A cena artística em movi (anda) mento: "Corpo, teatro e travestismo atravessando a cena contemporânea

"Eu sou um intelectual que não tem medo de ser amoroso,
eu amo as gentes e amo o mundo.
E é porque amo as pessoas e amo o mundo,
que eu brigo para que a justiça social se implante antes da caridade."
(Paulo Freire, educador, ativista político, sonhador...)

1. Corpo cena e cenário... contextos de onde a pesquisa surge

Paralelo ao meu processo de formação acadêmica no âmbito da pós-graduação em Estudos Contemporâneos do Corpo (ICA/ UFPA), continuo a ralizar trabalhos artísticos que me provocam a investigar diferentes qualidades corporais em contextos diferenciados e em tempos distintos de criação/ transmissão/ recepção em Teatro. Apesar de já ter realizado alguns trabalhos voltados ao cinema, continuo sendo/ sentindo-me, uma artista da cena teatral que tanto quanto pode, experimenta/ aventura-se, lança seu corpomídia em poéticas híbridas, inquietantes e atuais, muitas vezes desconfortáveis e tensas socialmente falando, o que me permite aprofundar o olhar sobre a construção do meu corpo-performer a partir da práxis-reflexiva que perpassa cada novo trabalho proposto.

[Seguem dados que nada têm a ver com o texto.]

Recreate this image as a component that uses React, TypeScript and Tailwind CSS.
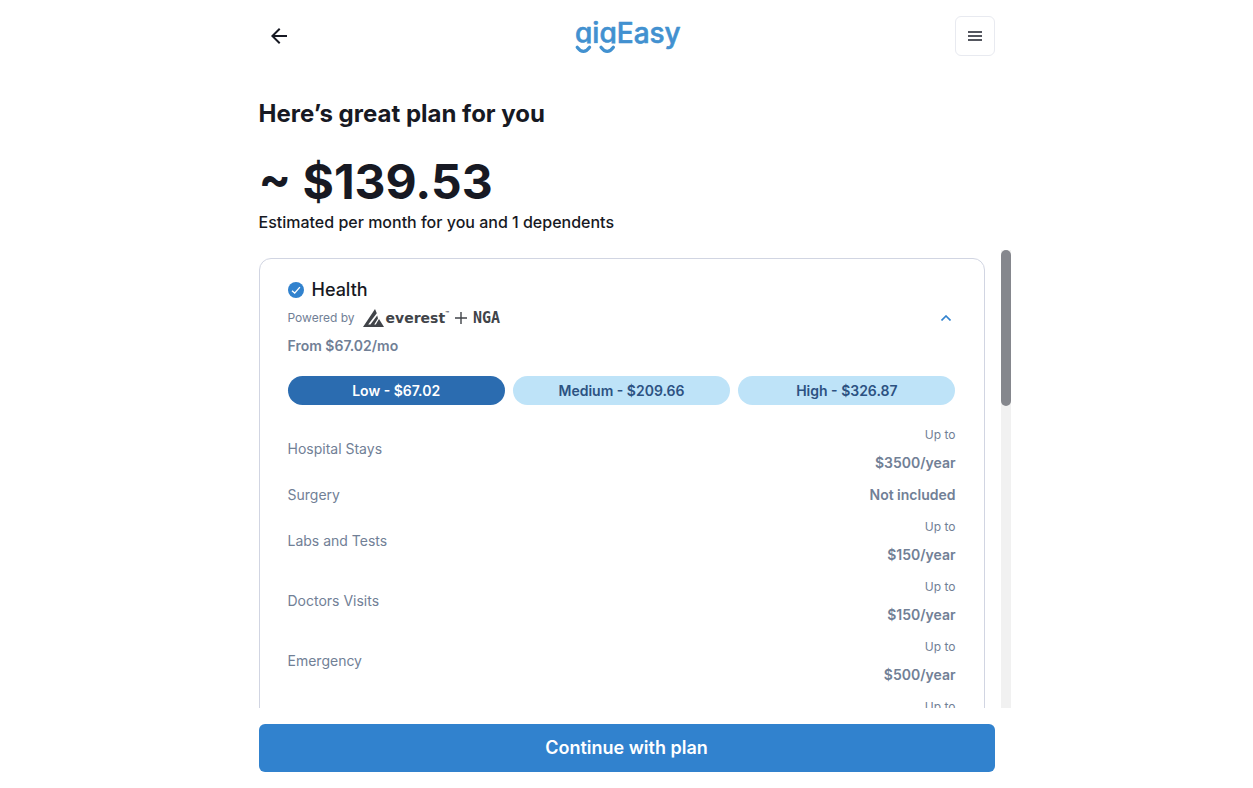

A pesquisa realizada e apresentada no Auto do Círio deste ano em torno da Arte do Travestismo, vem do fato de, como educadora ter presenciado no dia-a-dia das escolas, ao longo destes 19 anos dedicados à educação, ora como professora, ora como orientadora educacional, tanto na escola pública como na rede particular de ensino (reduto maior da minha atuação desde o início da carreira!), processos extremos de discriminação sexual entre crianças, adolescentes e jovens, e mesmo adultos, que tendo uma orientação sexual que foge aos ditames sociais vigentes, sedimentada num discurso heteroxessual unilateral e classista; pregado por uma sociedade individualista, rotuladora e excludente, tem segregado pessoas indistintamente, sem considerar os direitos individuais de expressão dos sujeitos, inclusive no que tange a sua sexualidade, desconsiderando-os desqualificando-os em seu potencial humano, social, cultural, sensível, religioso e criativo, o que precisa ser reparado, ao meu ver, de forma emergencial.

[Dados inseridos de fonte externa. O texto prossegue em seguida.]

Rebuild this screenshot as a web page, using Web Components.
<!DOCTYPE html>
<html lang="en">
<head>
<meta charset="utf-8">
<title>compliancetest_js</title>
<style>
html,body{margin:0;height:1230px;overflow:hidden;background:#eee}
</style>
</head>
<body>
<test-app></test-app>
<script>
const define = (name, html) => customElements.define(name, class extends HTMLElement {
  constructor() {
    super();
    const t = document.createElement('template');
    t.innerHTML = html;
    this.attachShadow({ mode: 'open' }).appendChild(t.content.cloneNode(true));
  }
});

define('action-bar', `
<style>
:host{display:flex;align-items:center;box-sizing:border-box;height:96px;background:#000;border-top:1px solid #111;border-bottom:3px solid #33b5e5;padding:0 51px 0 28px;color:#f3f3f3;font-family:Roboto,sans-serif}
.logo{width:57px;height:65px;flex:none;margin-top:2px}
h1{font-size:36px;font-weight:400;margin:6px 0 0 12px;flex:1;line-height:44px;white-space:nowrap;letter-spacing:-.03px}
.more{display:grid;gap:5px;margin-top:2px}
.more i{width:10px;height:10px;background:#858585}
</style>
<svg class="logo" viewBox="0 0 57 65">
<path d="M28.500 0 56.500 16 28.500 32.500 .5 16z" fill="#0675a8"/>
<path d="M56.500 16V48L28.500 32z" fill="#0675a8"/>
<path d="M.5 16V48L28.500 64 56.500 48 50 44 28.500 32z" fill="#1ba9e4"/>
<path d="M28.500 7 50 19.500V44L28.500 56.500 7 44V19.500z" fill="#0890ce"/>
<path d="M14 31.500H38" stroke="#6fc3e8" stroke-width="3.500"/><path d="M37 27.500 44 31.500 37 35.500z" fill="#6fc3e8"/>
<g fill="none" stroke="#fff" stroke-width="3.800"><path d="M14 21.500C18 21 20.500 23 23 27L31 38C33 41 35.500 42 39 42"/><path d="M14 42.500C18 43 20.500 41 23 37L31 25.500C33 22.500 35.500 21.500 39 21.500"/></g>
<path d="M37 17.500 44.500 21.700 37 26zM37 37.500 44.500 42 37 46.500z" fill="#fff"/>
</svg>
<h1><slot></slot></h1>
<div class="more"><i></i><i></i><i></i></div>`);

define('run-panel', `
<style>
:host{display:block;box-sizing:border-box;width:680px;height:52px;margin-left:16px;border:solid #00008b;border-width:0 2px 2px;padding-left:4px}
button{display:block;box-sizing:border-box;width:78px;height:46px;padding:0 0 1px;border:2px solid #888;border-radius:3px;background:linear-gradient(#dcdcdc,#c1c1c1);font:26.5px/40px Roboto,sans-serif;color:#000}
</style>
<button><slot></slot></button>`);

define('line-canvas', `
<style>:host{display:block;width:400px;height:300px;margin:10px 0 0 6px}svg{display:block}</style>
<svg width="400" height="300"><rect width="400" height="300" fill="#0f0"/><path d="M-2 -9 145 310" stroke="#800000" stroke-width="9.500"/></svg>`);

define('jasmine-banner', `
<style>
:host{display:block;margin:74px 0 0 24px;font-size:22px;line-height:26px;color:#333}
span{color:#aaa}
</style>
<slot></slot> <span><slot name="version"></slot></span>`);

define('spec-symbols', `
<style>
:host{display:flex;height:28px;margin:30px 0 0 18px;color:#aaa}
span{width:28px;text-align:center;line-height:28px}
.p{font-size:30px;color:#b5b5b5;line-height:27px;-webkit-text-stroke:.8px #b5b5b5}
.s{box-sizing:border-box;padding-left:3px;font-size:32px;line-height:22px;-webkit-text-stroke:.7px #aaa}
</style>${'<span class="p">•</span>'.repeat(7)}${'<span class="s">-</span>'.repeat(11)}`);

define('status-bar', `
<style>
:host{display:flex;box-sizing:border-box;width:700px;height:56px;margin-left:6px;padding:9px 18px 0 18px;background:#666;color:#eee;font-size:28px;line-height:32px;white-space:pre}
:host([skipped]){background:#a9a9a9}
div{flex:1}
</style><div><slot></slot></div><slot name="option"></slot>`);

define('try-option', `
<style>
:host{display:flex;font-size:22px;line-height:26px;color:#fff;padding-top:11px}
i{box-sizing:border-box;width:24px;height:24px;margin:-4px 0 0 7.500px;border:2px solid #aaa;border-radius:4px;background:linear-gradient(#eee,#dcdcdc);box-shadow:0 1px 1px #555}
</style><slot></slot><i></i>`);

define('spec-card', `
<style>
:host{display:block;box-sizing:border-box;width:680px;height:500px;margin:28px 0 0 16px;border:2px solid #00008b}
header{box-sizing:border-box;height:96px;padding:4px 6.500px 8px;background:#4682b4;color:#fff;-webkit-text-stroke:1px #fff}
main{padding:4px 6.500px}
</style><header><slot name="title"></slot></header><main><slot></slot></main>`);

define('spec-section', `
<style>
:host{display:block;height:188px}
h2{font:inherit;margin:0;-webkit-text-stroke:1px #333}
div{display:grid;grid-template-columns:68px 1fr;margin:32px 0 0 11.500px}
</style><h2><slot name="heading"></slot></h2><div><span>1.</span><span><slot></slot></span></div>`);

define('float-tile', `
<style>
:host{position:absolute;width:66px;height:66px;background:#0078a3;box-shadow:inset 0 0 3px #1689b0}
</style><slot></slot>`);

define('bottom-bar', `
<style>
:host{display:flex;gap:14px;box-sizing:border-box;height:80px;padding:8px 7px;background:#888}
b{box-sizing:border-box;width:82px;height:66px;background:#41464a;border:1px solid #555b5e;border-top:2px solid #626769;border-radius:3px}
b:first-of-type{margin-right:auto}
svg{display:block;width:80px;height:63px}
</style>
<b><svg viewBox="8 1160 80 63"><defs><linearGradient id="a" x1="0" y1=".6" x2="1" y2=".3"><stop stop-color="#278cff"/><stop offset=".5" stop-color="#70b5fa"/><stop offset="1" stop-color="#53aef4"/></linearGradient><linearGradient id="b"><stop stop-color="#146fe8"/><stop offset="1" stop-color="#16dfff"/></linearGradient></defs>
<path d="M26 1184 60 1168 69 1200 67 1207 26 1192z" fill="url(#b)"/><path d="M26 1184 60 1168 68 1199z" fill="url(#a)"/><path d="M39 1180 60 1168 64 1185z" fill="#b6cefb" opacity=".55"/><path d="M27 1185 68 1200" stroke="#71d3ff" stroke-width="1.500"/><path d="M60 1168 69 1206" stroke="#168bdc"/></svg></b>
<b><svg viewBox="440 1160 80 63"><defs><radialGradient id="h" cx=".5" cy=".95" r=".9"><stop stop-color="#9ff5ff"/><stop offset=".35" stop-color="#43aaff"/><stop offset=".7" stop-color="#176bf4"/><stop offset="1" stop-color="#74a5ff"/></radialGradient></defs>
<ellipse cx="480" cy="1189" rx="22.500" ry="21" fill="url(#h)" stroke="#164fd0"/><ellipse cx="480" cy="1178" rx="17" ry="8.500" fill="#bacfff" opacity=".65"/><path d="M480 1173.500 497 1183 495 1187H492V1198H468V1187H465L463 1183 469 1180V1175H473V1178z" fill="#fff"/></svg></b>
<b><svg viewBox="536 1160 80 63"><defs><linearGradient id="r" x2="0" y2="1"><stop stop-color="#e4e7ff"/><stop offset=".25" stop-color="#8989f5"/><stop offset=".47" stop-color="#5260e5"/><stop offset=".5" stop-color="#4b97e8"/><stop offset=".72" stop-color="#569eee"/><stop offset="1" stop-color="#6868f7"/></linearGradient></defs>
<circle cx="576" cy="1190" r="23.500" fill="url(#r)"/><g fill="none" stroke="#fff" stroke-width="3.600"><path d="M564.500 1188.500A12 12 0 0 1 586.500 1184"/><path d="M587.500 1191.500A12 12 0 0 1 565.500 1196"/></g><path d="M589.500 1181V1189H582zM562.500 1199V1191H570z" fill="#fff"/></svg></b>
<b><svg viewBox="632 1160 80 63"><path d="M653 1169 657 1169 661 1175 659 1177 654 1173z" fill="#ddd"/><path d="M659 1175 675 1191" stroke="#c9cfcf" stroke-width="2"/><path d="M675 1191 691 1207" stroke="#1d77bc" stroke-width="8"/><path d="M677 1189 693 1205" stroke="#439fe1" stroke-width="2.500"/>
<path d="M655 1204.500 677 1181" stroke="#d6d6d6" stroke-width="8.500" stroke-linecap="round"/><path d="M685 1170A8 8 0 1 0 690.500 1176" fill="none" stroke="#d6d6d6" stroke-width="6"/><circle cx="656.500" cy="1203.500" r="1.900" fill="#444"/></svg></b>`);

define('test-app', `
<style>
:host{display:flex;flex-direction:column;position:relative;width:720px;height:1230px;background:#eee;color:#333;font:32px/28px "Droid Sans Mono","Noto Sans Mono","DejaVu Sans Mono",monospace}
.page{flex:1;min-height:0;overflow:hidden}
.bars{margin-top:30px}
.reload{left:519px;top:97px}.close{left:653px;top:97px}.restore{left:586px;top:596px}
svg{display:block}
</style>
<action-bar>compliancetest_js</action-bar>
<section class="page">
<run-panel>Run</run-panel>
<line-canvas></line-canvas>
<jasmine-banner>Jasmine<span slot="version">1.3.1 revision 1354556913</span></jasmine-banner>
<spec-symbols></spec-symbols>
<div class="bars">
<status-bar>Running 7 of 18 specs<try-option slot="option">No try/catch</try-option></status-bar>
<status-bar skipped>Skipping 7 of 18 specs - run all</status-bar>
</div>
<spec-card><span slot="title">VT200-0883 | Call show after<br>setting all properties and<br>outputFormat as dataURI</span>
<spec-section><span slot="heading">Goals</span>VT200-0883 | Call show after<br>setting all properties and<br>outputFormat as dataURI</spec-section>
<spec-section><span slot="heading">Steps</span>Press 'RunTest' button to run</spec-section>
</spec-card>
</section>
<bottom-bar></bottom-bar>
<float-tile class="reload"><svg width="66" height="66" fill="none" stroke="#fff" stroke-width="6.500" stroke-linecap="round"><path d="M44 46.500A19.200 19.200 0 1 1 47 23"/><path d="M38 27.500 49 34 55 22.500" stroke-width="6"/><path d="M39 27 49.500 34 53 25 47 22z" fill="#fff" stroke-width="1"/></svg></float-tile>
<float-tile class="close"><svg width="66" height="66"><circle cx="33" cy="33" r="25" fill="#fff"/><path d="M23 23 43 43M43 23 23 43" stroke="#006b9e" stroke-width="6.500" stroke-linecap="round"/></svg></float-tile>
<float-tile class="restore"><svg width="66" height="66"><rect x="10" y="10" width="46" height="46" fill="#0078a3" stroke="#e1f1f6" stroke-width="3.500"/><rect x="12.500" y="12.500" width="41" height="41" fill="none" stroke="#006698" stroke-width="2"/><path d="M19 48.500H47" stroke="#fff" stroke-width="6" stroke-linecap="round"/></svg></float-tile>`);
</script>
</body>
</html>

As agências formadoras, principalmente família e escola, precisam garantir a esses cidadãos o acesso imediato ao que lhes é de direito: a legitimação de sua dignidade humana, da sua sensibilidade, da afetividade e o direito a um tratamento igual na diversidade em que se sentem e se manifestam, com respeito necessário e incondicional, sem o qual o diálogo acolhedor da diversidade não consegue se estabelecer, e portanto a sociedade plural algo cada vez mais distante de ser alcançado.
Basta de escolas omissas e professores pseudo-alheios a homossexualidade que transita ainda tida como marginal entre nós!
Chega de crianças e jovens sofrendo retaliações de colegas pouco esclarecidos acerca da sua própria sexualidade e, portanto da do outro que divide conosco a cena social e humana da vida.
A orientação em torno da sexualidade praticada ainda em muitas instituições de ensino tem negado aos indivíduos um reconhecimento, um valor ético, fruto de um sistema educacional que lhes tira uma educação voltada ao exercício da diferença sem indiferença. Sexualidade AQUI ENTENDIDA para além dos discursos higienistas, biológicos e religiosos.
Esse trabalho não pretende fazer apologia a qualquer tipo de conduta ou códigos de postura sexual. Antes, deseja ser uma sinalização, por meio do corpo que se "tras/re/per veste" para sentir/acolher/experimentar em si as dores/sabores de uma corporeidade que como tantas outras quer e precisa expressar-se, manifestar-se em plenitude em busca da realização que todos almejam, do algo mais que talvez desconheçamos mas que está cada vez mais presente no dia-a-dia de todas as escolas do mundo inteiro, realidade de tantas famílias que necessitam de amparo, retaguarda de informações com que possam lidar com essa situação compreendendo o ser humano em sua totalidade e não apenas uma camada que o constitui como ser.
ABAIXO A HOMOFOBIA!!! Mudança social se constrói com gentes esclarecidas de seu papel no mundo. Para Paulo Freire conhecer é tarefa de sujeitos, não de objetos. E é como sujeito e somente enquanto sujeito, que o homem pode realmente conhecer. E é conhecendo seu lugar transformador e exercendo sua ação transformadora no mundo das idéias e das práticas sociais, que os sujeitos vivenciarão sua maior vocação: a inclinação à vida em plenitude, à realização pessoal e social a qual todos buscamos durante toda nossa existência, na qual equidade, justiça, direitos, respeito, tolerância e solidariedade convivem de forma harmoniosa, assegurando a cada um e a cada uma o que lhe é de merecido.